Combining different forms of ignorance can be quite powerful. The order in which you specify them is not significant.

case ignores how text is capitalised.

Example
textmatch.run(
  data1,
  data2,
  fields1=[['name']],
  fields2=[['Person Name']],
  ignores=[['case']]
)

The resulting matches include George Smiley, whose surname is in all-capitals in the second dataset:

name place codename Person Name Location
George Smiley London Beggerman George SMILEY London
Roy Bland London Soldier Roy Bland UK
Sam Collins Vietnam none Sam Collins Vietnam

nonalpha ignores anything that isn't a number or a letter.

Example
textmatch.run(
  data1,
  data2,
  fields1=[['name']],
  fields2=[['Person Name']],
  ignores=[['nonalpha']]
)

The resulting matches include Bill Haydon, whose name is written with a hypen in the second dataset:

name place codename Person Name Location
Bill Haydon London Tailor Bill-Haydon London
Roy Bland London Soldier Roy Bland UK
Sam Collins Vietnam none Sam Collins Vietnam

nonlatin ignores nonlatin characters – so a character such as an é will be seen as if it were an e.

Example
textmatch.run(
  data1,
  data2,
  fields1=[['name']],
  fields2=[['Person Name']],
  ignores=[['nonlatin']]
)

The resulting matches include Percy Alleline, whose name is written with several diacritics in the first dataset:

name place codename Person Name Location
Perçy Allélíne London Tinker Percy Alleline London
Roy Bland London Soldier Roy Bland UK
Sam Collins Vietnam none Sam Collins Vietnam

words-leading ignores all words except the last.
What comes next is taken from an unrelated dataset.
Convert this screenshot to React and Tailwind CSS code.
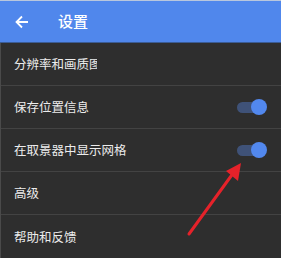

This is useful for matching on surnames only.

Example
textmatch.run(
  data1,
  data2,
  fields1=[['name']],
  fields2=[['Person Name']],
  ignores=[['words-leading']]
)

The resulting matches include Toby and Tony Esterhase, Jim Prideaux and Mr Jim Prideaux, Kretzschmar and Claus Kretzschmar, as well as Roy and Richard Bland:

name place codename Person Name Location
Toby Esterhase Vienna Poorman Tony Esterhase Vienna
Jim Prideaux Slovakia none Mr Jim Prideaux Czech Republic
Kretzschmar Hamburg none Claus Kretzschmar Hamburg
Roy Bland London Soldier Richard Bland London
Roy Bland London Soldier Roy Bland UK
Sam Collins Vietnam none Sam Collins Vietnam

words-tailing ignore all words except the first.

Example
textmatch.run(
  data1,
  data2,
  fields1=[['name']],
  fields2=[['Person Name']],
  ignores=[['words-tailing']]
)

The resulting matches include Peter Guillam Esq and Peter Guillam, Roy Bland and Roy Rodgers, as well as the two capitalisations of George Smiley:

name place codename Person Name Location
Peter Guillam Esq Brixton none Peter Guillam Brixton
Roy Bland London Soldier Roy Rodgers Romania
George Smiley London Beggerman George SMILEY London
Roy Bland London Soldier Roy Bland UK
Sam Collins Vietnam none Sam Collins Vietnam

words-order ignores the order in which the words are given. This is useful for matching names given surname-first with those given forename-first.

Example
textmatch.run(
  data1,
  data2,
  fields1=[['name']],
  fields2=[['Person Name']],
  ignores=[['words-order']]
)

The resulting matches include Oliver Lacon, whose name is written surname-first in the second dataset:

name place codename Person Name Location
Oliver Lacon London none Lacon Oliver Cambridge
Roy Bland London Soldier Roy Bland UK
Sam Collins Vietnam none Sam Collins Vietnam

titles ignores common English name prefixes such as Mr and Ms. There is a full list of these titles here.

Example
textmatch.run(
  data1,
  data2,
  fields1=[['name']],
  fields2=[['Person Name']],
  ignores=[['titles']]
)

The resulting matches include Jim Prideaux, who has the title 'Mr' in the second dataset:

name place codename Person Name Location
Jim Prideaux Slovakia none Mr Jim Prideaux Czech Republic
Roy Bland London Soldier Roy Bland UK
Sam Collins Vietnam none Sam Collins Vietnam

regex ignores terms specific to your data using a given regular expression. This is specified inline: regex=EXPRESSION.

Example

To use the regular expression Esq$ to ignore the word 'Esq' where it appear at the end of a value:

textmatch.run(
  data1,
  data2,
  fields1=[['name']],
  fields2=[['Person Name']],
  ignores=[['regex= Esq$']]
)

The resulting matches include Peter Guillam, who has the name suffix 'Esq' in the first dataset:

name place codename Person Name Location
Peter Guillam Esq Brixton none Peter Guillam Brixton
Roy Bland London Soldier Roy Bland UK
Sam Collins Vietnam none Sam Collins Vietnam

Methods & thresholds

The methods argument accepts a list of methods. This lets you specify the algorithm which is used to do the matching. Subsequent items in the list are used for blocking.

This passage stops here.